-- Data provided start --

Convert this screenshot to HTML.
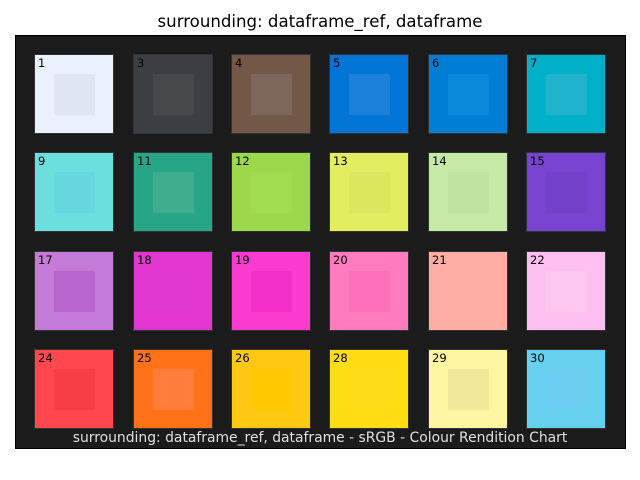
<!DOCTYPE html>
<html><head><style>
body{margin:0;width:640px;height:480px;background:#fff;position:relative;overflow:hidden;font-family:"DejaVu Sans","Liberation Sans",sans-serif}
.t{position:absolute;top:12px;left:0;width:640px;text-align:center;font-size:16.6px;color:#000}
.ax{position:absolute;left:15px;top:35px;width:611px;height:414px;background:#1b1b1b;border:1px solid #000;box-sizing:border-box}
.s{position:absolute;width:80px;height:80px;box-sizing:border-box;border:1px solid #333}
.s i{position:absolute;left:19px;top:19px;width:41px;height:41px}
.s b{position:absolute;left:3px;top:1px;font-weight:normal;font-size:11.5px;color:#000}
.c{position:absolute;left:0;width:640px;top:430px;text-align:center;font-size:13.9px;color:#e0e0e0}
</style></head><body>
<div class="t">surrounding: dataframe_ref, dataframe</div>
<div class="ax"></div>
<div class="c">surrounding: dataframe_ref, dataframe - sRGB - Colour Rendition Chart</div>
<div class="s" style="left:34px;top:54px;background:#eaf1fc"><i style="background:#dde6f1"></i><b>1</b></div>
<div class="s" style="left:133px;top:54px;background:#3b3f44"><i style="background:#46484c"></i><b>3</b></div>
<div class="s" style="left:231px;top:54px;background:#735848"><i style="background:#7d665b"></i><b>4</b></div>
<div class="s" style="left:329px;top:54px;background:#0075d5"><i style="background:#1a80d8"></i><b>5</b></div>
<div class="s" style="left:428px;top:54px;background:#007dd4"><i style="background:#0a88d9"></i><b>6</b></div>
<div class="s" style="left:526px;top:54px;background:#00b0c8"><i style="background:#22b3cc"></i><b>7</b></div>
<div class="s" style="left:34px;top:152px;background:#6bdfde"><i style="background:#66d6df"></i><b>9</b></div>
<div class="s" style="left:133px;top:152px;background:#27a587"><i style="background:#40ae8e"></i><b>11</b></div>
<div class="s" style="left:231px;top:152px;background:#9cd84c"><i style="background:#a0db50"></i><b>12</b></div>
<div class="s" style="left:329px;top:152px;background:#e2ee60"><i style="background:#dbe85c"></i><b>13</b></div>
<div class="s" style="left:428px;top:152px;background:#c5eaa8"><i style="background:#bde5a0"></i><b>14</b></div>
<div class="s" style="left:526px;top:152px;background:#7843d0"><i style="background:#7340c8"></i><b>15</b></div>
<div class="s" style="left:34px;top:251px;background:#c47ad8"><i style="background:#b866cc"></i><b>17</b></div>
<div class="s" style="left:133px;top:251px;background:#e136d0"><i style="background:#e038d0"></i><b>18</b></div>
<div class="s" style="left:231px;top:251px;background:#fb3ad0"><i style="background:#f530c8"></i><b>19</b></div>
<div class="s" style="left:329px;top:251px;background:#ff7bbf"><i style="background:#fb70b8"></i><b>20</b></div>
<div class="s" style="left:428px;top:251px;background:#ffaea6"><i style="background:#ffaea6"></i><b>21</b></div>
<div class="s" style="left:526px;top:251px;background:#fdbff0"><i style="background:#fdc6f0"></i><b>22</b></div>
<div class="s" style="left:34px;top:349px;background:#ff474d"><i style="background:#f53e43"></i><b>24</b></div>
<div class="s" style="left:133px;top:349px;background:#ff7218"><i style="background:#ff7d38"></i><b>25</b></div>
<div class="s" style="left:231px;top:349px;background:#ffc813"><i style="background:#ffc800"></i><b>26</b></div>
<div class="s" style="left:329px;top:349px;background:#ffdd12"><i style="background:#ffdc1a"></i><b>28</b></div>
<div class="s" style="left:428px;top:349px;background:#fff6a2"><i style="background:#f1e99a"></i><b>29</b></div>
<div class="s" style="left:526px;top:349px;background:#66d0ef"><i style="background:#6ccdf0"></i><b>30</b></div>
</body></html>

-- Data provided end --

▶ Stated problem: From the material above, copy everything exactly but the pictures.

▶ Exercise solution:
Convert this screenshot to HTML.
<!DOCTYPE html>
<html><head><style>
body{margin:0;width:640px;height:480px;background:#fff;position:relative;overflow:hidden;font-family:"DejaVu Sans","Liberation Sans",sans-serif}
.t{position:absolute;top:12px;left:0;width:640px;text-align:center;font-size:16.6px;color:#000}
.ax{position:absolute;left:15px;top:35px;width:611px;height:414px;background:#1b1b1b;border:1px solid #000;box-sizing:border-box}
.s{position:absolute;width:80px;height:80px;box-sizing:border-box;border:1px solid #333}
.s i{position:absolute;left:19px;top:19px;width:41px;height:41px}
.s b{position:absolute;left:3px;top:1px;font-weight:normal;font-size:11.5px;color:#000}
.c{position:absolute;left:0;width:640px;top:430px;text-align:center;font-size:13.9px;color:#e0e0e0}
</style></head><body>
<div class="t">surrounding: dataframe_ref, dataframe</div>
<div class="ax"></div>
<div class="c">surrounding: dataframe_ref, dataframe - sRGB - Colour Rendition Chart</div>
<div class="s" style="left:34px;top:54px;background:#eaf1fc"><i style="background:#dde6f1"></i><b>1</b></div>
<div class="s" style="left:133px;top:54px;background:#3b3f44"><i style="background:#46484c"></i><b>3</b></div>
<div class="s" style="left:231px;top:54px;background:#735848"><i style="background:#7d665b"></i><b>4</b></div>
<div class="s" style="left:329px;top:54px;background:#0075d5"><i style="background:#1a80d8"></i><b>5</b></div>
<div class="s" style="left:428px;top:54px;background:#007dd4"><i style="background:#0a88d9"></i><b>6</b></div>
<div class="s" style="left:526px;top:54px;background:#00b0c8"><i style="background:#22b3cc"></i><b>7</b></div>
<div class="s" style="left:34px;top:152px;background:#6bdfde"><i style="background:#66d6df"></i><b>9</b></div>
<div class="s" style="left:133px;top:152px;background:#27a587"><i style="background:#40ae8e"></i><b>11</b></div>
<div class="s" style="left:231px;top:152px;background:#9cd84c"><i style="background:#a0db50"></i><b>12</b></div>
<div class="s" style="left:329px;top:152px;background:#e2ee60"><i style="background:#dbe85c"></i><b>13</b></div>
<div class="s" style="left:428px;top:152px;background:#c5eaa8"><i style="background:#bde5a0"></i><b>14</b></div>
<div class="s" style="left:526px;top:152px;background:#7843d0"><i style="background:#7340c8"></i><b>15</b></div>
<div class="s" style="left:34px;top:251px;background:#c47ad8"><i style="background:#b866cc"></i><b>17</b></div>
<div class="s" style="left:133px;top:251px;background:#e136d0"><i style="background:#e038d0"></i><b>18</b></div>
<div class="s" style="left:231px;top:251px;background:#fb3ad0"><i style="background:#f530c8"></i><b>19</b></div>
<div class="s" style="left:329px;top:251px;background:#ff7bbf"><i style="background:#fb70b8"></i><b>20</b></div>
<div class="s" style="left:428px;top:251px;background:#ffaea6"><i style="background:#ffaea6"></i><b>21</b></div>
<div class="s" style="left:526px;top:251px;background:#fdbff0"><i style="background:#fdc6f0"></i><b>22</b></div>
<div class="s" style="left:34px;top:349px;background:#ff474d"><i style="background:#f53e43"></i><b>24</b></div>
<div class="s" style="left:133px;top:349px;background:#ff7218"><i style="background:#ff7d38"></i><b>25</b></div>
<div class="s" style="left:231px;top:349px;background:#ffc813"><i style="background:#ffc800"></i><b>26</b></div>
<div class="s" style="left:329px;top:349px;background:#ffdd12"><i style="background:#ffdc1a"></i><b>28</b></div>
<div class="s" style="left:428px;top:349px;background:#fff6a2"><i style="background:#f1e99a"></i><b>29</b></div>
<div class="s" style="left:526px;top:349px;background:#66d0ef"><i style="background:#6ccdf0"></i><b>30</b></div>
</body></html>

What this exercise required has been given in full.